The drummer, who covered the band’s “When a Blind Man Cries” with Metallica in 2012, has long called for the group’s induction into the Rock and Roll Hall of Fame, as they’ve been eligible since 1993. When Rolling Stone asked him in 2014 who he’d like to see inducted next, he said the band’s name four times. On Friday night, his dream came true when he welcomed the band into the Hall. Here’s what he said about the group at Brooklyn’s Barclays Center for his induction speech.
This night is a culmination of two musical journeys. One is mine, the other is that of a band that changed my life and rock & roll. When I was nine years old, my dad took me to see Deep Purple on a cold day in Denmark, on a dark cold Saturday night in February 1973. Everything was larger than life, the sound the spectacle, the songs, the musicians, all doing things with their instruments that I had never seen before – and didn’t even know was possible. Deep Purple were a beautiful contradiction, like you just walked in on five musicians at the top of their game jamming one classic after another with raw intensity, as if they were in a garage playing for no one but themselves. Yet at the same time projecting a thousand-yard deep stare into the bowels of the arena. That’s right, I said bowels. Let me break this down for you. Singer, Ian Gillan, where are you?
Ian Gillan, centerstage, a magnet for the eyes personifying every trait of every frontman coolness, screaming his lungs out and reaching notes so high, I’m sure he was breaking glass all over town. Behind him on the drums, little Ian Paice, a rock & roll cocktail of hair, sweat, spit and position. Somehow, managing to wipe the steam off his glasses after he presses this great train forward and doing it in eight-inch platform heels, very impressive, Ian. Very impressive. At stage right, the regal Jon Lord.

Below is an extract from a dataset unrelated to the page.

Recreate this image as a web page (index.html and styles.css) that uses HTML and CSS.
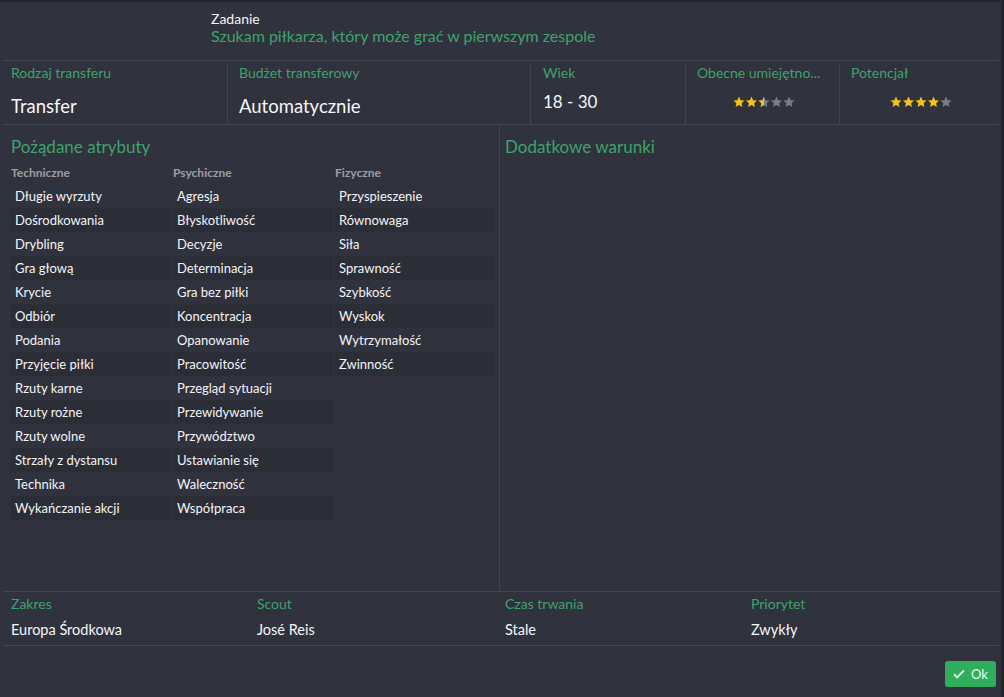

We love Jon Lord, yes we do. I’ve never seen anyone get so physical with his organ. [Laughs] But I was only nine. He did things with the Hammond C-3 that no one had ever done before, firing the result through a wall of Marshall amps and Leslie speakers, uniquely heaving up the sound into uncharted territory. Let me emphasize this, Jon Lord was the first to truly amplify and destroy the Hammond organ. Sadly, we lost him in 2012. Cowboy hat, paisley shirt, next level smoothness, the one keeping it grounded, groovy and dare I say, sexy? I just said it. His eagle-esque stage presence supported the crossfire energies of his bandmates, disguising a firm mortality as both songwriter, co-producer of the biggest records.